Il primo è certamente il più conosciuto: leggendario chitarrista noise giapponese dei Fushitsusha con alle spalle una sterminata discografia e altrettante collaborazioni.

Masami Akita, noto con lo pseudonimo Merzbow, è un rumorista giapponese, autore inoltre di libri ed articoli per varie riviste nipponiche. Dal 1979 ha sfornato più di 350 registrazioni.

Balázs Pándi è un batterista ungherese che vanta collaborazioni con il Kilimanjaro Darkjazz Ensemble e gli italiani Zu.

Mentre Merzbow collabora con Pándi dal 2009 ed insieme hanno già rilasciato 3 album live, il sodalizio con Haino risale all’anno precedente, quando col progetto dal nome Kikuri fecero uscire Pulverized Purple, registrato dal vivo al Festival International de Musique Actuelle de Victoriaville in Canada.

Il trio ha così finito di registrare l’anno scorso An Untroublesome Defencelessness, uscito solo pochi mesi fa, in cui è concentrata tutta l’arte rumoristica di Haino e Merzbow, accompagnata dalla torrida batteria di Pándi.
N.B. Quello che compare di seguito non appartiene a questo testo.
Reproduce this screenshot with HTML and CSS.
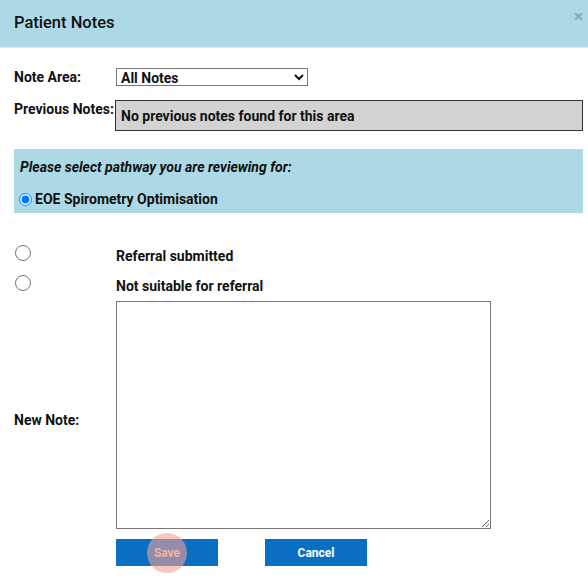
FILE: index.html
```html
<!DOCTYPE html>
<html>
<head>
<meta charset="utf-8">
<link rel="stylesheet" href="styles.css">
</head>
<body>
<div class="dialog">
  <div class="header">
    <span class="title">Patient Notes</span>
    <span class="close">×</span>
  </div>
  <div class="content">
    <div class="row row-area">
      <label class="lbl">Note Area:</label>
      <select class="area-select">
        <option>All Notes</option>
      </select>
    </div>
    <div class="row row-prev">
      <label class="lbl lbl-prev">Previous Notes:</label>
      <div class="prev-box">No previous notes found for this area</div>
    </div>
    <div class="pathway">
      <div class="pathway-q">Please select pathway you are reviewing for:</div>
      <div class="pathway-opt">
        <input type="radio" name="pw" checked class="pw-radio">
        <span>EOE Spirometry Optimisation</span>
      </div>
    </div>
    <div class="options">
      <div class="opt opt-1">
        <input type="radio" name="outcome" class="out-radio">
        <span class="opt-label">Referral submitted</span>
      </div>
      <div class="opt opt-2">
        <input type="radio" name="outcome" class="out-radio">
        <span class="opt-label">Not suitable for referral</span>
      </div>
    </div>
    <div class="row row-note">
      <label class="lbl lbl-note">New Note:</label>
      <textarea class="note"></textarea>
    </div>
    <div class="buttons">
      <button class="btn btn-save">Save</button>
      <button class="btn">Cancel</button>
    </div>
  </div>
</div>
</body>
</html>
```

FILE: styles.css
```css
* { box-sizing: border-box; }
html, body {
  margin: 0;
  padding: 0;
  background: #fff;
}
body {
  font-family: Roboto, "Liberation Sans", sans-serif;
  color: #111;
  width: 588px;
  height: 580px;
  overflow: hidden;
}
.header {
  height: 48px;
  background: #add8e6;
  border-bottom: 1px solid #e4e8ea;
  display: flex;
  align-items: center;
  justify-content: space-between;
  padding: 0 5px 2px 14px;
}
.title {
  font-size: 16.5px;
  font-weight: 500;
  color: #111;
}
.close {
  font-size: 17px;
  font-weight: 700;
  color: #8fa6ad;
  line-height: 1;
  margin-top: -12px;
}
.content {
  padding: 20px 5px 0 14px;
  font-size: 14px;
  font-weight: 700;
}
.row {
  display: grid;
  grid-template-columns: 102px 1fr;
}
.lbl {
  line-height: 16px;
}
.row-area {
  align-items: center;
  height: 18px;
}
.area-select {
  width: 192px;
  height: 18px;
  font-family: Roboto, "Liberation Sans", sans-serif;
  font-size: 14px;
  font-weight: 700;
  color: #111;
  padding: 0;
  border: 1px solid #767676;
  border-radius: 0;
  background: #fff;
}
.row-prev {
  margin-top: 14px;
  grid-template-columns: 101px 1fr;
}
.lbl-prev {
  padding-top: 1px;
}
.prev-box {
  height: 31px;
  background: #d3d3d3;
  border: 1px solid #333;
  padding-left: 5px;
  display: flex;
  align-items: center;
  line-height: 16px;
  padding-top: 1px;
}
.pathway {
  margin-top: 18px;
  background: #add8e6;
  height: 64px;
  padding: 10px 6px 0 0;
}
.pathway-q {
  font-style: italic;
  line-height: 16px;
  padding-left: 6px;
}
.pathway-opt {
  margin-top: 16px;
  display: flex;
  align-items: center;
  line-height: 16px;
}
.pw-radio {
  width: 13px;
  height: 13px;
  margin: 0 3px 0 5px;
}
.options {
  margin-top: 31px;
}
.opt {
  display: grid;
  grid-template-columns: 102px 1fr;
  align-items: start;
}
.opt-1 { height: 30px; }
.opt-2 { height: 27px; }
.out-radio {
  width: 16px;
  height: 16px;
  margin: 1px 0 0 1px;
}
.opt-label {
  line-height: 16px;
  padding-top: 4px;
}
.row-note {
  align-items: center;
}
.lbl-note {
  padding-top: 10px;
}
.note {
  width: 375px;
  height: 228px;
  border: 1px solid #767676;
  resize: both;
  margin: 0;
  display: block;
}
.buttons {
  margin-top: 10px;
  padding-left: 102px;
  display: flex;
  gap: 47px;
}
.btn {
  width: 102px;
  height: 27px;
  border: none;
  background: #0a6fc2;
  color: #fff;
  font-family: Roboto, "Liberation Sans", sans-serif;
  font-size: 12px;
  font-weight: 700;
  padding: 0;
  margin: 0;
}
.btn-save {
  position: relative;
  color: #f3d0cf;
}
.btn-save::after {
  content: "";
  position: absolute;
  left: 31px;
  top: -6px;
  width: 40px;
  height: 40px;
  border-radius: 50%;
  background: rgba(240, 160, 150, 0.6);
}
```
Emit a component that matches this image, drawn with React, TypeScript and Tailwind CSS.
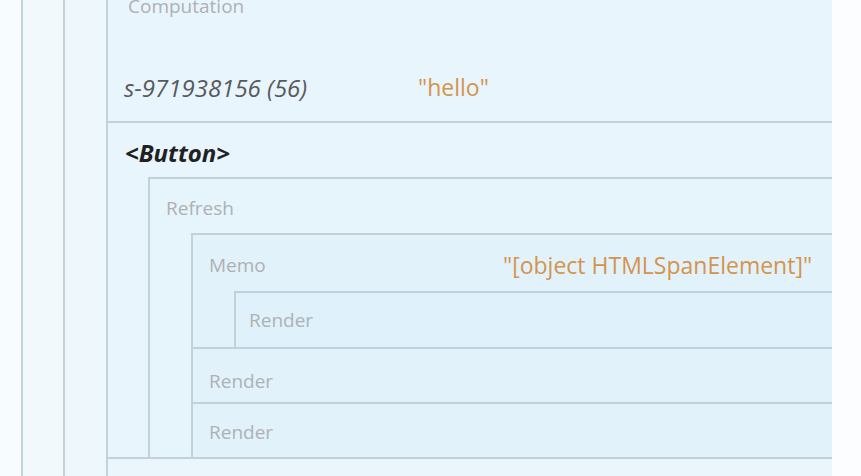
const font = { fontFamily: '"Open Sans", "Noto Sans", sans-serif' };

const Label = ({ children }: { children: React.ReactNode }) => (
  <span className="text-[19px] text-[#aeb1b3]">{children}</span>
);

const Value = ({ children }: { children: React.ReactNode }) => (
  <span className="text-[23px] text-[#d4944c]">{children}</span>
);

export default function App() {
  return (
    <div style={font} className="w-[861px] h-[476px] overflow-hidden bg-[#fbfdff] flex">
      <div className="w-[21px] shrink-0 bg-[#f7fcfe]" />
      <div className="w-[42px] shrink-0 border-l-2 border-[#c4d3da] bg-[#f1f9fd]" />
      <div className="w-[43px] shrink-0 border-l-2 border-[#c4d3da] bg-[#edf7fc]" />
      <div className="w-[726px] shrink-0 border-l-2 border-[#c4d3da] bg-[#e9f5fc] overflow-hidden flex flex-col">
        {/* Computation */}
        <div className="-mt-[20px] border-b-2 border-[#c1d1d8] shrink-0">
          <div className="h-[52px] flex items-center pl-[20px]">
            <Label>Computation</Label>
          </div>
          <div className="h-[89px] flex items-center pt-[22px] pl-[16px]">
            <span className="w-[294px] shrink-0 italic text-[24px] text-[#575a5c]">s-971938156 (56)</span>
            <Value>"hello"</Value>
          </div>
        </div>

        {/* Button */}
        <div className="border-b-2 border-[#c1d1d8] shrink-0">
          <div className="h-[54px] flex items-center pt-[6px] pl-[17px]">
            <span className="italic font-bold text-[24px] text-[#1f2123]">&lt;Button&gt;</span>
          </div>
          <div className="pl-[40px]">
            <div className="w-[800px] border-l-2 border-t-2 border-[#c1d1d8] bg-[#e6f4fc]">
              <div className="h-[54px] flex items-center pt-[4px] pl-[16px]">
                <Label>Refresh</Label>
              </div>
              <div className="pl-[41px]">
                <div className="border-l-2 border-t-2 border-[#c1d1d8] bg-[#e2f2fb]">
                  <div className="h-[56px] flex items-center pt-[4px] pl-[16px]">
                    <span className="w-[294px] shrink-0"><Label>Memo</Label></span>
                    <Value>"[object HTMLSpanElement]"</Value>
                  </div>
                  <div className="pl-[41px]">
                    <div className="border-l-2 border-t-2 border-[#c1d1d8] bg-[#dff1fb]">
                      <div className="h-[54px] flex items-center pl-[13px]">
                        <Label>Render</Label>
                      </div>
                    </div>
                  </div>
                </div>
                <div className="border-l-2 border-t-2 border-[#c1d1d8] bg-[#e2f2fb]">
                  <div className="h-[53px] flex items-center pt-[12px] pl-[16px]">
                    <Label>Render</Label>
                  </div>
                </div>
                <div className="border-l-2 border-t-2 border-[#c1d1d8] bg-[#e2f2fb]">
                  <div className="h-[53px] flex items-center pt-[4px] pl-[16px]">
                    <Label>Render</Label>
                  </div>
                </div>
              </div>
            </div>
          </div>
        </div>
        <div className="flex-1 bg-[#eaf6fc]" />
      </div>
    </div>
  );
}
Si tratta di due suite dal titolo lungo: la prima, Why Is The Courtesy Of The Prey Always Confused With The Courtesy Of The Hunters, è divisa in tre parti. La seconda si chiama How Differ The Instructions Of The Left From The Instructions Of The Right? ed è suddivisa invece in quattro parti.

La prima jam è dominata dal caos, prodotto da feedback, dissonanze, rumore bianco e frequenze disturbanti. Il synth sporco e il drumming martellante producono un magma sonoro pronto ad eruttare da un momento all’altro, alternando momenti di follia lucida a stati di pura paranoia. L’eruzione si ha soltanto verso gli ultimi 4 minuti dell’ultima parte dalla suite, che termina in modo meno violento di come ci si aspetterebbe.

La seconda jam ripropone grosso modo lo stesso tessuto sonoro, con l’aggiunta della voce declamatoria di Haino nella penultima parte.

I riferimenti musicali dell’album sono ampi: si va dall’avanguardia elettronica di Stockhausen al noise giapponese, passando per la Metal Machine Music di Lou Reed e il free jazz di Albert Ayler. Nel complesso non si tratta di rumore fine a se stesso ma neanche si può gridare al capolavoro: resta un disco godibile solo per gli appassionati di certe sonorità.